Teachers’ capacity to engage with any village to enhance the education of students is stifled by a mountain of risk management paperwork.
Schools are becoming islands in a global environment.
Framework Required
Education providers need to create a framework that enable students to engage in entreprise and work integrated learning activities.
There are just 5 elements to the framework. Once it has been developed it can be used as a template for any collaborative arrangement between schools and the world outside school.
Governance
Clarify who is responsible for what and to what standard?
Legal
There will be rules that govern the way any collaboration will operate? Duty of care, privacy, equal opportunity and ownership of intellectual property are just some.

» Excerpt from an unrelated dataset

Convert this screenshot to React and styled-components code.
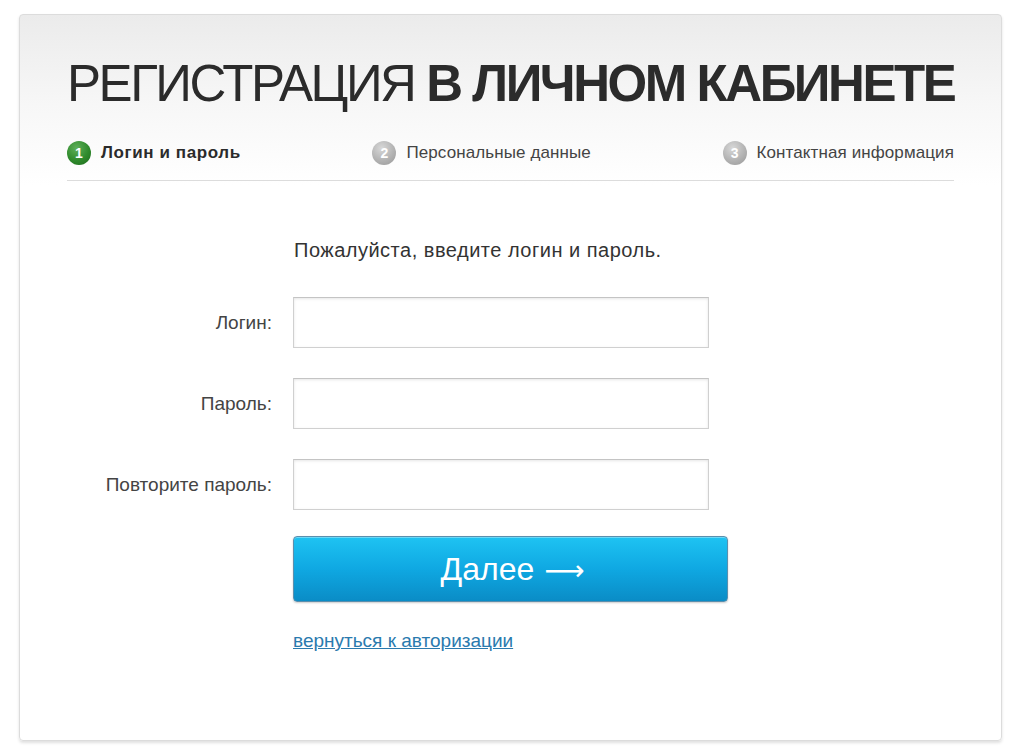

Once you have identified a list that your school must comply with you can use it for all projects.
Finance
You need a dedicated budget. Serious efforts to collaborate should not attempt to squeeze more into existing tight budgets.
Business Rules
A good project plan should underpin the project. Project planning templates for all occasions can be found HERE. The project plan will lead to a sound MoU that can act as a template for further collaborations.
IT
Your school will have IT protocols, security frameworks and applications that apply to all IT activity. These issues need to be reconciled with partnering organisations to ensure seamless interoperability.
NSIF Meta Framework
The National Service Improvement Framework is a framework to use to design frameworks.
It is a top down model which starts with organisations agreeing on what they want to do and what benefits they are trying to achieve.
VET in Schools Example
The regime that enables VET in schools has been created to support collaboration between education and training providers.
That framework can provide an example of what to do, and also what NOT to do.